I'm just brainstorming, but I think it would be really useful to have some or all of this summarized in one chart.
Maybe you could have one output which is just a 3-column chart (if you need a chart that is very narrow and succinct for some reason), and a second output which is the larger chart that gives a one-stop-shop of all the main info the user might want to keep top-of-mind about her/his genetic results.
To make it really useful as a translation tool, you could put how Yasko reports the allele, how 23andme reports it, how the government or global genome database (or whatever) reports it, etc.
23andme does this in their raw data area when they show how the user's allele would show up in dbSNP.
5. Rare SNPs
As you will remember, today a comment you wrote on another thread led me to discover that I have a comparatively rare allele (which will be known in future biology textbooks as the "Craigbell mutation").
Rare things can give so much information. They can be the missing link for people who have examined every other "normal" cause of their illness/concern but still haven't solved it.
I think too much is made of probabilities and expecting most people to fall into a normal category. So many health problems I have were overlooked or pooh-poohed by healthcare workers because they weren't in the top 3 most expected results or didn't fit the main two expected patterns.

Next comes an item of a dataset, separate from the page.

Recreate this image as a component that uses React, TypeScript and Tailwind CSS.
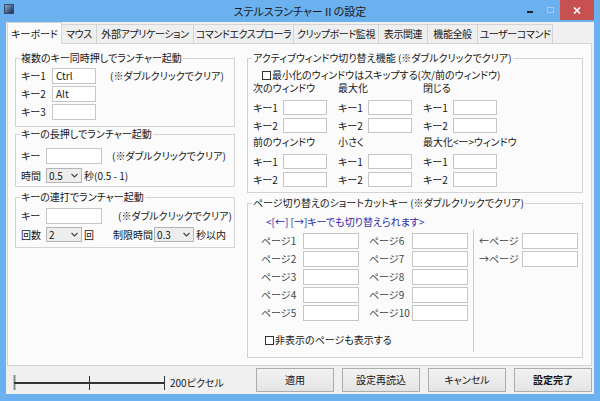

Rather than asking why the situation/lab reading/symptom was different than expected, they devalued the situation and said it was probably really somehow normal, and left it at that. [My creaking memory is whispering something to me about Type I and Type II errors, but I'm not sure if that's what I'm talking about here or not.]
Besides, my definition of "rare" for health conditions would be more like one in 50,000, not 1 in 100.
I don't know how many rare SNPs you are talking about including or leaving out, but including them, if you already have the data on them, and if they might have a real effect on the individual's health, could become one of the main differentiators of your chart, versus the others out there.